Gotta love that welcome home. I go downstairs to see that, sure enough, there is a leak right over Wyatt’s bed. We head upstairs to the bathroom, which is right over his room, assuming that one of the kids has left the tub running or sink on. Nothing. No leaks. Crud. We go back downstairs and stare at the ceiling. Willing it to tell us its wet secrets. No luck.

“I guess I’m cutting a hole,” Joe says with anger.

“Well, we are going to rip this ceiling out anyway,” I said with kind of a positive lilt.

I mean, find the positive, right? He grumbled. We cut a hole where the leak is and find that the pipe isn’t leaking, but there is water coming in around the toilet. I say, “Wax ring. I bet it needs replaced,” and you know what? For once in my life I was right. It doesn’t happen often, but when it does I feel pretty cool.

So, Joe sends me to buy the supplies we need and he angrily starts cooking. Before I leave I say, “We should order out, you’re stressed,” and he says, “No, I’m making dinner.” I shook my head knowing this dinner was not going to turn out.

Fifteen minutes later I got a text from Joe.

“Ordered pizza, bring the stuff home and then please run back out to snag it?”

I replied, “Cooking angry?” He didn’t reply. I took this as a yes to my question. Dinner had indeed been ruined.

Two hours later the toilet is fixed, we are fed and attempting to relax, but really I’m just looking around the house for number three. What will it be next? The dishwasher, washer/dryer, and fridge are new, so I think we are okay there (knock on wood). He fixed the garage door last winter – hopefully it’s alright. I don’t know, I’m on edge.

As I’m nervously peering around the house, Joe says, “So you bought two toilet wax ring repair kit things?”

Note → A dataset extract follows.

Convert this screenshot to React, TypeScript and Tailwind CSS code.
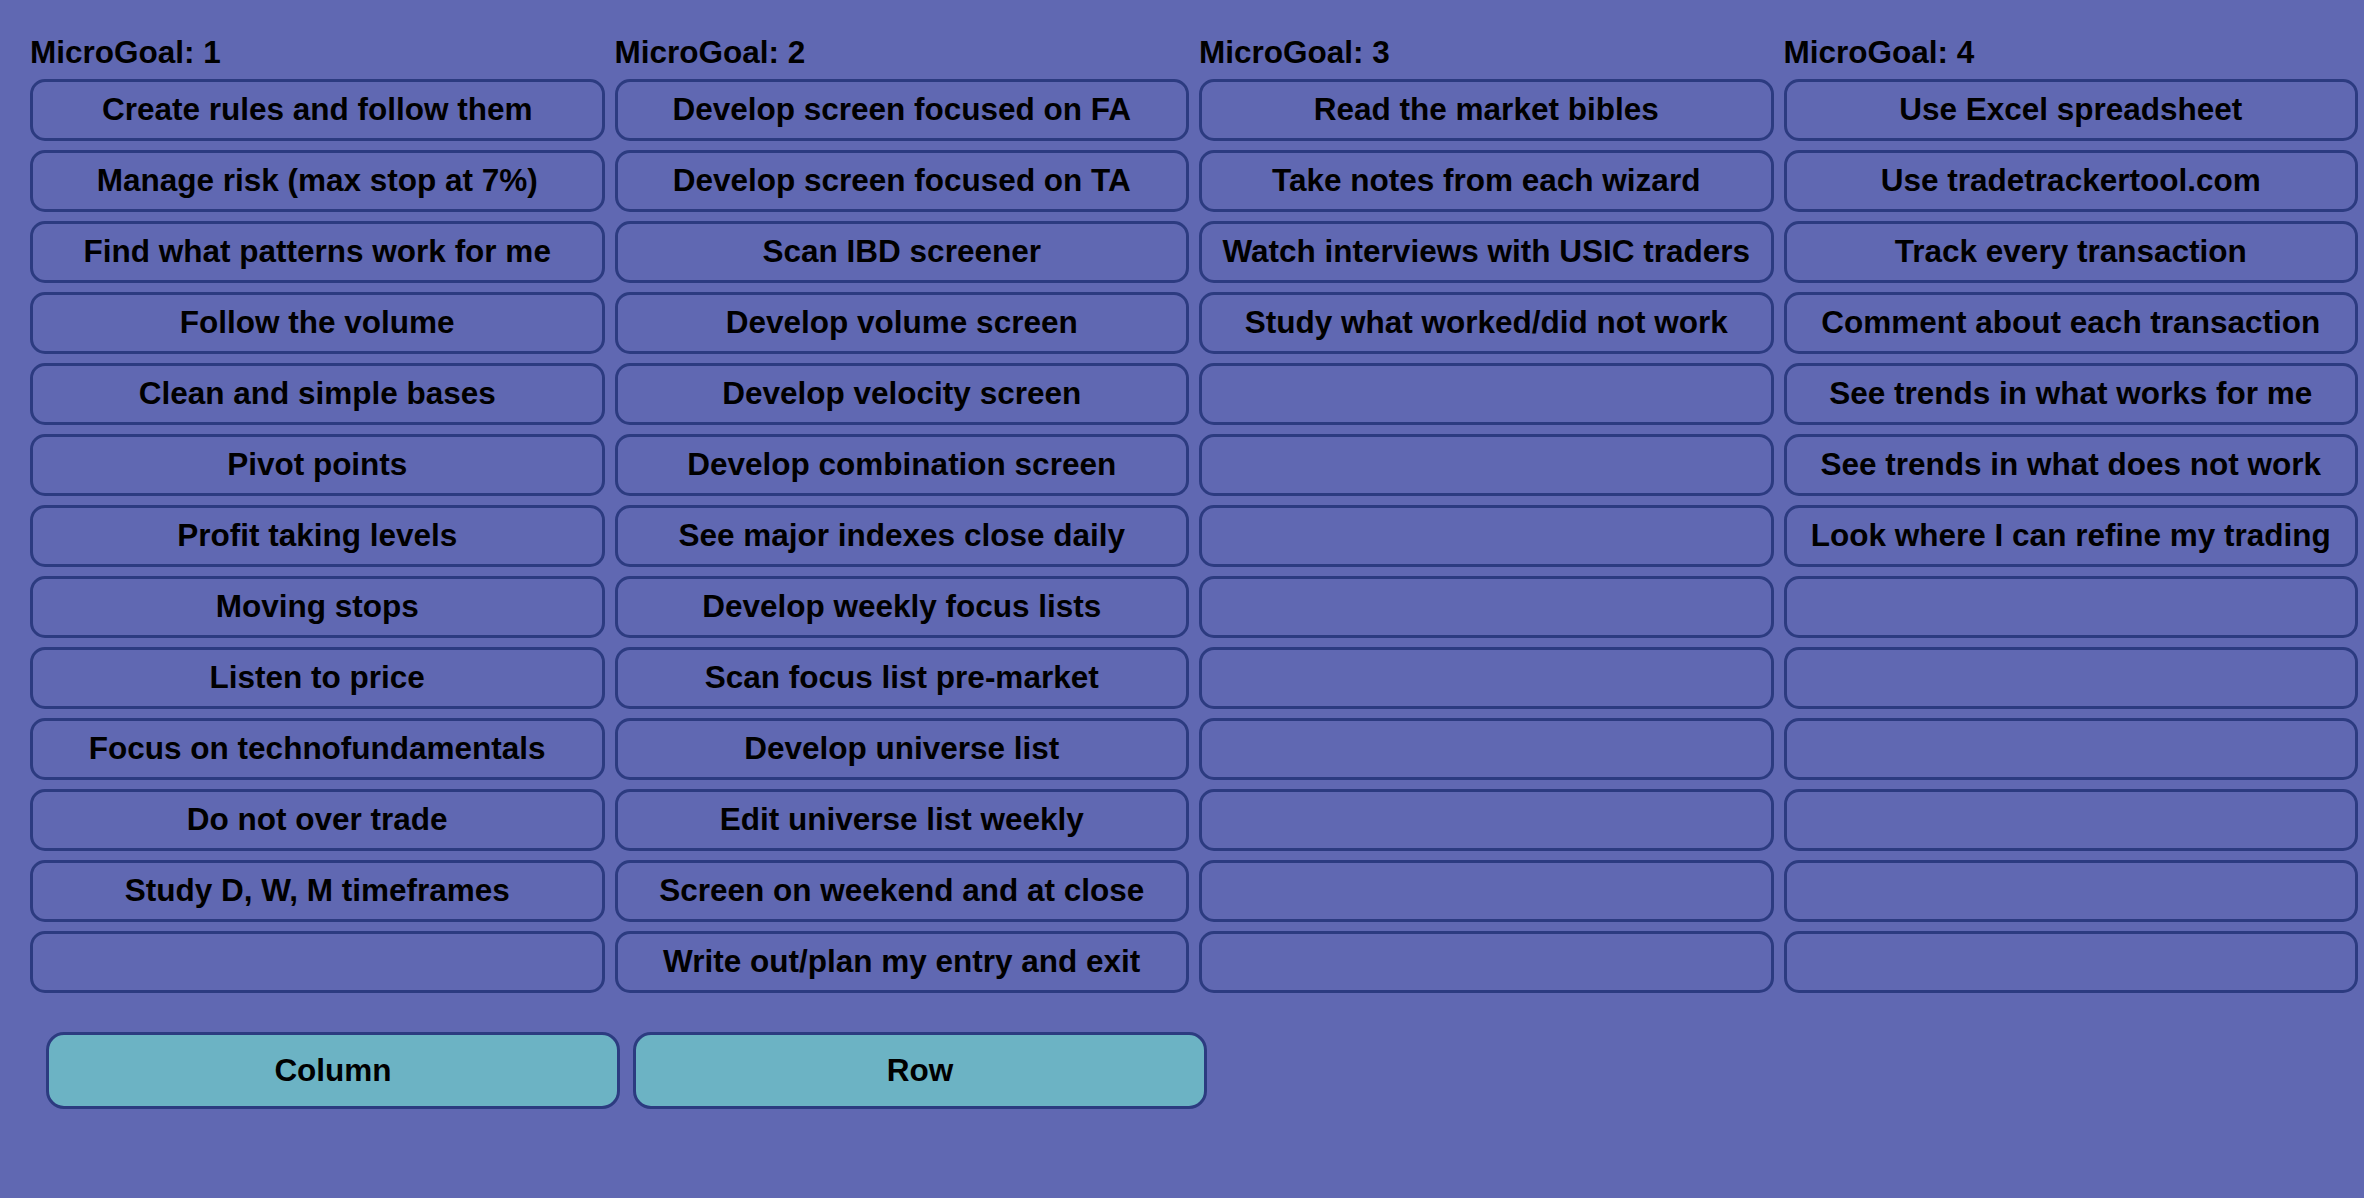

I replied, “Yeah, wanted to give you options.”

He smiles and says, “Let’s just go ahead and fix the other one this weekend.” I thought to myself, “He’s trying to beat the rule of three, that smart fella.”

I also smirked because I wish it worked that way, but there’s an appliance somewhere in the house about to take a nose dive off a cliff. A ticking time bomb. You can’t beat the rule of three.